Chaque trimestre, via son Enquête Emploi, l'Insee dévoile le taux de chômage officiel du pays au sens du BIT. Celui de fin mars vient d'être publié : c'est 9,6% en métropole et 10% avec les DOM. Nous ne nous éterniserons pas sur ce fait, estimant que ces taux sont non seulement l'arbre qui cache la forêt, mais que la barre symbolique des 10% de chômage en métropole sera vite franchie.

Ce qui nous intéresse ici, c'est la fiabilité des chiffres. Car, comme nous l'avions relayé ici en février puis en mars, la majorité des 1.000 enquêteurs et enquêtrices de l'Insee réalisant ce travail en continu dans des conditions indignes ont mené une grève dure et massive qui en a, inévitablement, affecté le résultat.

En effet, de février à avril, au lieu de saisir normalement les données fraîchement recueillies auprès de leurs panels (aussi appelés «aires emploi»), afin de marquer leur combat, les grévistes ont systématiquement coché dans leurs questionnaires la case «IAJ pour cause de grève» (IAJ = Impossible A Joindre). De quoi fausser lourdement les calculs. Pourtant, les chiffres de mars ont été publiés comme si de rien n'était... Pour retomber sur ses pattes, l'Insee a-t-il cantonné son étude aux données fournies par des non grévistes ?

Le mouvement s'est adouci mais persiste, avec des «IAJ pour cause de grève» qui continuent d'apparaître dans nombre de questionnaires, de surcroît retenus jusqu'au dernier moment afin d'en retarder l'exploitation. Depuis le 6 mai, les grévistes attendent que le ministère de l'Économie et des Finances, dont l'Insee dépend, soit réorganisé pour reprendre les négociations; mais ils restent mobilisés et prêts à durcir à nouveau leur action.

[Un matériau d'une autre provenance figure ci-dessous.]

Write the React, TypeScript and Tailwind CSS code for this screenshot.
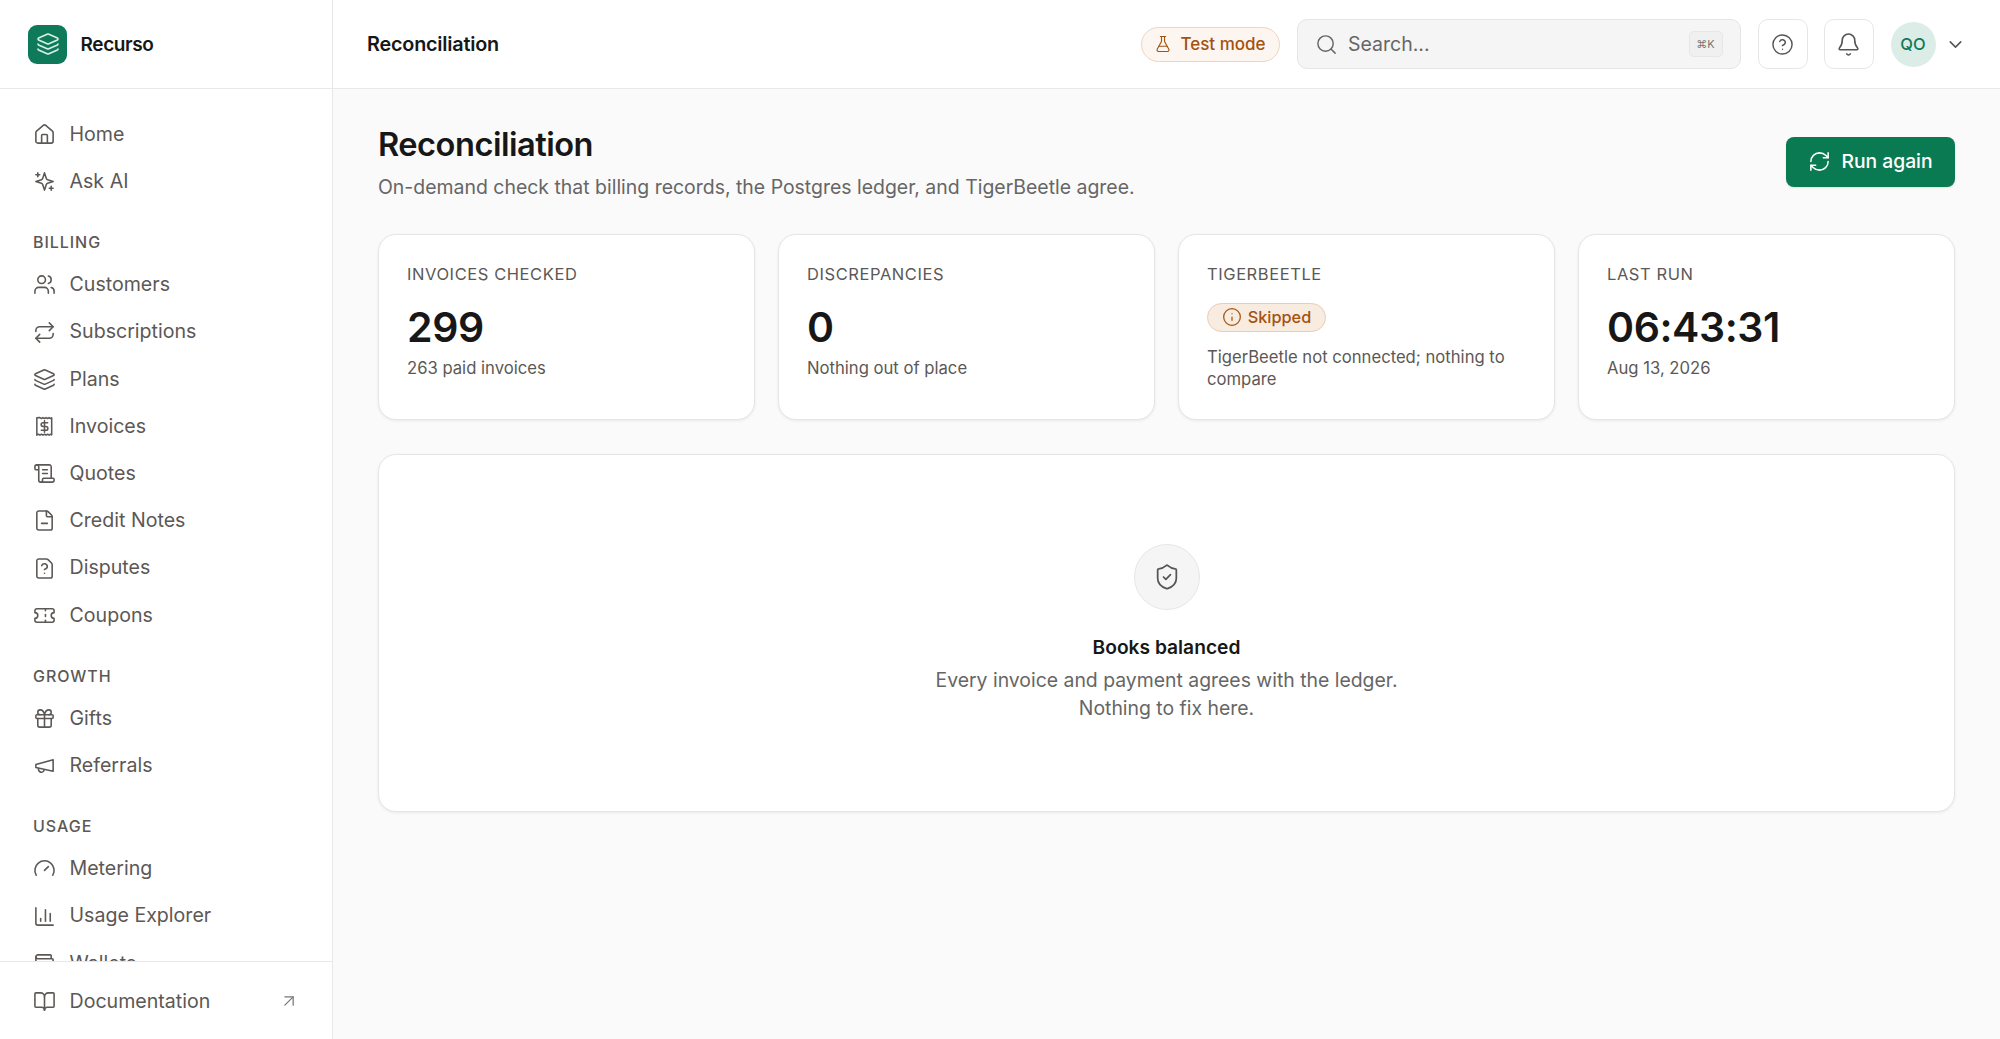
import React from "react";
import {
  Layers, House, Users, Repeat, ScrollText, FileMinus, FileQuestion, Ticket, Gift, Gauge, ChartColumn, Wallet, BookOpen, ArrowUpRight, FlaskConical, Search, CircleHelp, Bell, ChevronDown, RefreshCw, Info, ShieldCheck,
} from "lucide-react";

type IconProps = { className?: string; strokeWidth?: number };

const svgProps = {
  viewBox: "0 0 24 24",
  fill: "none",
  stroke: "currentColor",
  strokeLinecap: "round" as const,
  strokeLinejoin: "round" as const,
};

const InvoiceIcon = (p: IconProps) => (
  <svg {...svgProps} strokeWidth={1.6} className={p.className}>
    <path d="M4 3v18l1.6-1 1.6 1 1.6-1 1.6 1 1.6-1 1.6 1 1.6-1 1.6 1 1.6-1 1.1.7V3l-1.1.7-1.6-1-1.6 1-1.6-1-1.6 1-1.6-1-1.6 1-1.6-1z" />
    <path d="M15.3 8H10.5a2 2 0 0 0 0 4h3a2 2 0 0 1 0 4H8.7M12 6v12" />
  </svg>
);
const SparklesIcon = (p: IconProps) => (
  <svg {...svgProps} strokeWidth={p.strokeWidth} className={p.className}>
    <path d="m12 3-1.912 5.813a2 2 0 0 1-1.275 1.275L3 12l5.813 1.912a2 2 0 0 1 1.275 1.275L12 21l1.912-5.813a2 2 0 0 1 1.275-1.275L21 12l-5.813-1.912a2 2 0 0 1-1.275-1.275L12 3Z" />
    <path d="M5 3v4M19 17v4M3 5h4M17 19h4" />
  </svg>
);
const MegaphoneIcon = (p: IconProps) => (
  <svg {...svgProps} strokeWidth={p.strokeWidth} className={p.className}>
    <path d="m3 11 18-5v12L3 14v-3z" />
    <path d="M11.6 16.8a3 3 0 1 1-5.8-1.6" />
  </svg>
);

type Item = { label: string; icon: React.ComponentType<IconProps> };
const groups: { title?: string; items: Item[] }[] = [
  { items: [{ label: "Home", icon: House }, { label: "Ask AI", icon: SparklesIcon }] },
  {
    title: "BILLING",
    items: [
      { label: "Customers", icon: Users },
      { label: "Subscriptions", icon: Repeat },
      { label: "Plans", icon: Layers },
      { label: "Invoices", icon: InvoiceIcon },
      { label: "Quotes", icon: ScrollText },
      { label: "Credit Notes", icon: FileMinus },
      { label: "Disputes", icon: FileQuestion },
      { label: "Coupons", icon: Ticket },
    ],
  },
  { title: "GROWTH", items: [{ label: "Gifts", icon: Gift }, { label: "Referrals", icon: MegaphoneIcon }] },
  {
    title: "USAGE",
    items: [
      { label: "Metering", icon: Gauge },
      { label: "Usage Explorer", icon: ChartColumn },
      { label: "Wallets", icon: Wallet },
    ],
  },
];

function NavRow({ item }: { item: Item }) {
  const I = item.icon;
  return (
    <div className="flex h-[47.2px] shrink-0 items-center gap-[13.5px] pl-[33px] text-[19.6px] text-[#5c5855]">
      <I className="h-[23px] w-[23px] shrink-0" strokeWidth={1.65} />
      <span>{item.label}</span>
    </div>
  );
}

function Stat({ label, value, sub }: { label: string; value: string; sub: string }) {
  return (
    <div className="h-[186px] rounded-[18px] border border-[#e6e6e6] bg-white px-[28px] pt-[28px] shadow-[0_1px_3px_rgba(0,0,0,0.07)]">
      <div className="text-[16.5px] leading-[22px] tracking-[0.035em] text-[#5c5855]">{label}</div>
      <div className="mt-[15px] text-[41px] leading-[54px] font-semibold tracking-[-0.01em] text-[#171717]">{value}</div>
      <div className="mt-[2.5px] text-[16.65px] leading-[24px] text-[#5c5855]">{sub}</div>
    </div>
  );
}

export default function App() {
  return (
    <div className="flex h-[1039px] w-[2000px] overflow-hidden bg-[#fafafa] font-['Inter',sans-serif] text-[#171717]">
      <aside className="flex h-full w-[333px] shrink-0 flex-col border-r border-[#e8e8e8] bg-white">
        <div className="flex h-[89px] shrink-0 items-center gap-[13.5px] border-b border-[#e8e8e8] pl-[28px]">
          <div className="flex h-[39px] w-[39px] items-center justify-center rounded-[9px] bg-[#0f7a59]">
            <Layers className="h-[24px] w-[24px] text-[#d7f0e6]" strokeWidth={1.6} />
          </div>
          <span className="pt-[2px] text-[19px] font-semibold tracking-[-0.02em] text-[#171717]">Recurso</span>
        </div>
        <nav className="min-h-0 flex-1 overflow-hidden pt-[22px]">
          {groups.map((g, i) => (
            <div key={i}>
              {g.title && (
                <div className="mt-[25px] mb-[7px] pl-[33px] text-[16px] leading-[24px] font-medium tracking-[0.06em] text-[#5c5855]">{g.title}</div>
              )}
              {g.items.map((it) => (
                <NavRow key={it.label} item={it} />
              ))}
            </div>
          ))}
        </nav>
        <div className="flex h-[78px] shrink-0 items-center gap-[13.5px] border-t border-[#e8e8e8] pt-[1px] pr-[33px] pl-[33px] text-[19.6px] text-[#5c5855]">
          <BookOpen className="h-[23px] w-[23px]" strokeWidth={1.65} />
          <span className="flex-1 pt-[1px]">Documentation</span>
          <ArrowUpRight className="h-[20px] w-[20px] text-[#777]" strokeWidth={1.5} />
        </div>
      </aside>
      <div className="flex min-w-0 flex-1 flex-col">
        <header className="flex h-[89px] shrink-0 items-center border-b border-[#e8e8e8] bg-white pr-[34.5px] pl-[34px]">
          <div className="flex-1 pt-[2px] text-[19.8px] font-semibold tracking-[-0.01em] text-[#171717]">Reconciliation</div>
          <div className="flex h-[35px] w-[139px] items-center justify-center gap-[8px] rounded-full border border-[#eed5c0] bg-[#fdf6f0] text-[17px] font-medium text-[#a3520f]">
            <FlaskConical className="h-[18px] w-[18px]" strokeWidth={1.5} />
            <span className="pt-[2px]">Test mode</span>
          </div>
          <div className="ml-[17px] flex h-[50px] w-[444px] items-center rounded-[10px] border border-[#e6e6e6] bg-[#f5f5f5] pr-[17px] pl-[17px] text-[19.5px] text-[#666]">
            <Search className="h-[23px] w-[23px]" strokeWidth={1.5} />
            <span className="ml-[10.5px] flex-1 pt-[2px]">Search...</span>
            <span className="flex h-[26px] w-[34px] items-center justify-center rounded-[5px] border border-[#e6e6e6] bg-[#f0f0f0] text-[11px] text-[#777]">⌘K</span>
          </div>
          <button className="ml-[17px] flex h-[50px] w-[50px] items-center justify-center rounded-[10px] border border-[#e6e6e6] bg-white text-[#555]">
            <CircleHelp className="h-[23px] w-[23px]" strokeWidth={1.5} />
          </button>
          <button className="ml-[16px] flex h-[50px] w-[50px] items-center justify-center rounded-[10px] border border-[#e6e6e6] bg-white text-[#555]">
            <Bell className="h-[25px] w-[25px]" strokeWidth={1.5} />
          </button>
          <div className="ml-[17px] flex h-[45px] w-[45px] items-center justify-center rounded-full bg-[#dcece6] text-[16.5px] font-medium text-[#0f7a59]">QO</div>
          <ChevronDown className="ml-[9px] h-[21px] w-[21px] text-[#555]" strokeWidth={1.75} />
        </header>
        <main className="min-h-0 flex-1 px-[45px] pt-[34px]">
          <div className="flex items-start justify-between">
            <div>
              <h1 className="text-[32.6px] leading-[43px] font-semibold tracking-[-0.015em] text-[#171717]">Reconciliation</h1>
              <p className="mt-[6.5px] text-[19.44px] leading-[28px] text-[#666]">On-demand check that billing records, the Postgres ledger, and TigerBeetle agree.</p>
            </div>
            <button className="mt-[13.5px] flex h-[50px] w-[169px] items-center justify-center gap-[10px] rounded-[8px] bg-[#0a7a52] text-[19.3px] font-medium text-white shadow-[0_1px_2px_rgba(0,0,0,0.1)]">
              <RefreshCw className="h-[23px] w-[23px]" strokeWidth={1.6} />
              Run again
            </button>
          </div>
          <div className="mt-[33px] grid grid-cols-4 gap-[23px]">
            <Stat label="INVOICES CHECKED" value="299" sub="263 paid invoices" />
            <Stat label="DISCREPANCIES" value="0" sub="Nothing out of place" />
            <div className="h-[186px] rounded-[18px] border border-[#e6e6e6] bg-white px-[28px] pt-[28px] shadow-[0_1px_3px_rgba(0,0,0,0.07)]">
              <div className="text-[16.5px] leading-[22px] tracking-[0.035em] text-[#5c5855]">TIGERBEETLE</div>
              <div className="mt-[18px] flex h-[29px] w-[119px] items-center justify-center gap-[6px] rounded-full border border-[#e8cdb6] bg-[#f8ebdf] text-[16.3px] font-medium text-[#a3520f]">
                <Info className="h-[20px] w-[20px]" strokeWidth={1.5} />
                Skipped
              </div>
              <div className="mt-[14px] text-[16.65px] leading-[22px] text-[#5c5855]">TigerBeetle not connected; nothing to compare</div>
            </div>
            <Stat label="LAST RUN" value="06:43:31" sub="Aug 13, 2026" />
          </div>
          <div className="mt-[34px] flex h-[358px] flex-col items-center rounded-[18px] border border-[#e6e6e6] bg-white pt-[89px] shadow-[0_1px_3px_rgba(0,0,0,0.07)]">
            <div className="flex h-[66px] w-[66px] items-center justify-center rounded-full border border-[#e6e6e6] bg-[#f5f5f5] text-[#555]">
              <ShieldCheck className="h-[28px] w-[28px]" strokeWidth={1.5} />
            </div>
            <div className="mt-[23px] text-[19.2px] leading-[28px] font-semibold text-[#171717]">Books balanced</div>
            <div className="mt-[5px] text-center text-[19.4px] leading-[28px] text-[#666]">
              Every invoice and payment agrees with the ledger.
              <br />
              Nothing to fix here.
            </div>
          </div>
        </main>
      </div>
    </div>
  );
}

Ils espèrent aussi que le nouveau ministre du Travail Michel Sapin, qui avait tenté une déprécarisation des vacataires (loi Sapin n°2001-2 du 3 janvier 2001), ira jusqu'au bout sur ce sujet. Car le contingent d'enquêteurs de l'Insee est à 80% féminin, à temps partiel en CDD ou en «CDI pigiste» avec une couverture sociale minimaliste; le salaire médian pour leur activité est de 850 € brut par mois, sur lequel elles doivent avancer tous leurs frais.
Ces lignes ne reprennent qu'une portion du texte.